The script outputs the species matrix and a plot of how many genes that was annotated to each species - try to take a look at the species matrix and at the plot

less species_matrix.tab

acroread genes_pr_species.pdf &
Q10. When looking at the plot, were there many species for which we could identify most genes?
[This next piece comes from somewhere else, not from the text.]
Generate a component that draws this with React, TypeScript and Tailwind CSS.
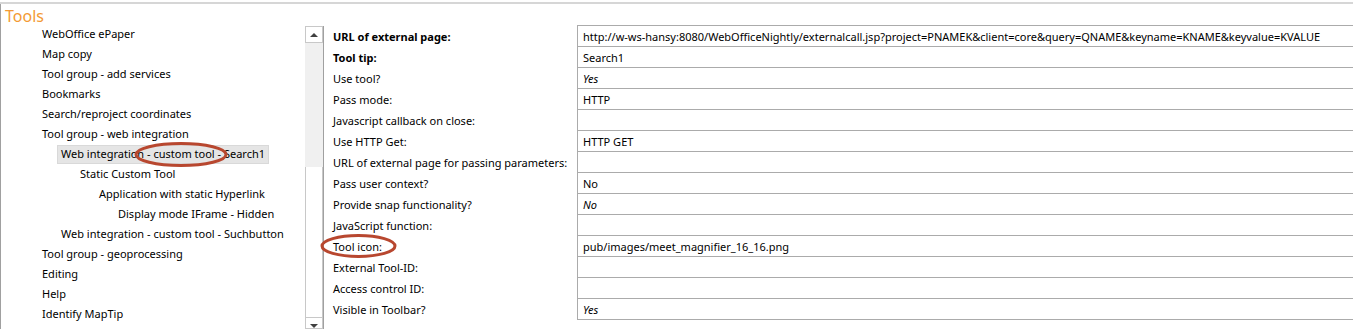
import React from 'react';

type TreeItem = { label: string; level: number; selected?: boolean };

const treeItems: TreeItem[] = [
  { label: 'WebOffice ePaper', level: 1 },
  { label: 'Map copy', level: 1 },
  { label: 'Tool group - add services', level: 1 },
  { label: 'Bookmarks', level: 1 },
  { label: 'Search/reproject coordinates', level: 1 },
  { label: 'Tool group - web integration', level: 1 },
  { label: 'Web integration - custom tool - Search1', level: 2, selected: true },
  { label: 'Static Custom Tool', level: 3 },
  { label: 'Application with static Hyperlink', level: 4 },
  { label: 'Display mode IFrame - Hidden', level: 5 },
  { label: 'Web integration - custom tool - Suchbutton', level: 2 },
  { label: 'Tool group - geoprocessing', level: 1 },
  { label: 'Editing', level: 1 },
  { label: 'Help', level: 1 },
  { label: 'Identify MapTip', level: 1 },
];

type Prop = { label: string; value?: string; bold?: boolean; italic?: boolean };

const props: Prop[] = [
  {
    label: 'URL of external page:',
    value:
      'http://w-ws-hansy:8080/WebOfficeNightly/externalcall.jsp?project=PNAMEK&client=core&query=QNAME&keyname=KNAME&keyvalue=KVALUE',
    bold: true,
  },
  { label: 'Tool tip:', value: 'Search1', bold: true },
  { label: 'Use tool?', value: 'Yes', italic: true },
  { label: 'Pass mode:', value: 'HTTP' },
  { label: 'Javascript callback on close:' },
  { label: 'Use HTTP Get:', value: 'HTTP GET' },
  { label: 'URL of external page for passing parameters:' },
  { label: 'Pass user context?', value: 'No' },
  { label: 'Provide snap functionality?', value: 'No', italic: true },
  { label: 'JavaScript function:' },
  { label: 'Tool icon:', value: 'pub/images/meet_magnifier_16_16.png' },
  { label: 'External Tool-ID:' },
  { label: 'Access control ID:' },
  { label: 'Visible in Toolbar?', value: 'Yes', italic: true },
];

// text lands at 42 / 61 / 80 / 99 / 118px
const indent: Record<number, string> = {
  1: 'pl-[37px]',
  2: 'pl-[56px]',
  3: 'pl-[75px]',
  4: 'pl-[94px]',
  5: 'pl-[113px]',
};

const App: React.FC = () => {
  return (
    <div className="relative w-[1353px] h-[329px] overflow-hidden bg-white text-[11px] text-black font-['Noto_Sans',sans-serif]">
      <div className="h-[2px]" />
      <div className="h-[2px] bg-[#d6d6d6]" />

      <div className="flex flex-col h-[325px] border-l border-[#a0a0a0]">
        <div className="h-[20px] pl-[4px] pt-[2px] text-[16px] leading-[20px] text-[#f39a34]">Tools</div>

        <div className="flex flex-1 min-h-0">
          {/* tree */}
          <div className="w-[304px] shrink-0 flex flex-col">
            {treeItems.map((item) => (
              <div key={item.label} className={`h-[20px] flex items-center pt-[1px] ${indent[item.level]}`}>
                <span
                  className={`h-[19px] flex items-center px-[3px] border whitespace-nowrap ${
                    item.selected ? 'bg-[#e5e5e5] border-[#d9d9d9]' : 'border-transparent'
                  }`}
                >
                  {item.label}
                </span>
              </div>
            ))}
          </div>

          {/* scrollbar */}
          <div className="w-[18px] shrink-0 mt-[2px] flex flex-col bg-[#f0f0f0]">
            <div className="h-[17px] flex items-center justify-center bg-white border border-[#c8c8c8]">
              <div className="w-0 h-0 border-l-[4px] border-r-[4px] border-b-[4px] border-l-transparent border-r-transparent border-b-[#404040]" />
            </div>
            <div className="h-[124px]" />
            <div className="h-[150px] bg-white border-x border-[#c8c8c8]" />
            <div className="flex-1 flex items-start justify-center bg-white border border-[#c8c8c8] pt-[6px]">
              <div className="w-0 h-0 border-l-[4px] border-r-[4px] border-t-[4px] border-l-transparent border-r-transparent border-t-[#404040]" />
            </div>
          </div>

          {/* property grid */}
          <div className="flex-1 min-w-0 mt-[2px] border-l border-[#a0a0a0]">
            <div className="mt-[-1px]">
              {props.map((p, i) => (
                <div key={p.label} className="flex h-[21px]">
                  <div className={`w-[253px] shrink-0 pl-[9px] pt-[4px] whitespace-nowrap ${p.bold ? 'font-bold' : ''}`}>
                    {p.label}
                  </div>
                  <div
                    className={`flex-1 min-w-0 pl-[5px] pt-[3px] whitespace-nowrap border-l border-t border-[#ababab] ${
                      i === props.length - 1 ? 'border-b h-[22px]' : ''
                    } ${p.italic ? 'italic' : ''}`}
                  >
                    {p.value}
                  </div>
                </div>
              ))}
            </div>
          </div>
        </div>
      </div>

      {/* hand-drawn highlight marks */}
      <svg className="absolute left-0 top-0 pointer-events-none" width="1353" height="329">
        <ellipse cx="181" cy="154.5" rx="45" ry="11" fill="none" stroke="#b8472f" strokeWidth="3" />
        <ellipse cx="358.5" cy="246" rx="36.5" ry="10.5" fill="none" stroke="#b8472f" strokeWidth="3" />
      </svg>
    </div>
  );
};

export default App;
Can you think of how to improve this?

Lets plot the species-abundance versus each other in our two samples.

R
library(ggplot2)
d = read.table("species_matrix.tab", header=TRUE, sep="\t")
p = ggplot(d, aes(x=MH0032, y=MH0047)) + stat_binhex(bins=50) + scale_fill_continuous(name="No. species", low="grey50", high="blue")
p + geom_abline(a=1, col="white") + labs(title="Species counts", x="Abundance in MH0032", y="Abundance in MH0047")
ggsave("species.count.hex.pdf")
Q11. Are there some species with differential abundance between the two samples?

Additional analyses that can be done

We can investigate the abundance of different functional characteristics. This can be achieved by eg. blasting all of our genes to different databases such as ncbi-nt, kegg, eggnog etc. Additionally one can cluster the genes according to gene abundance and try to use that to identify organisms in the community.


Congratulations you finished the exercise!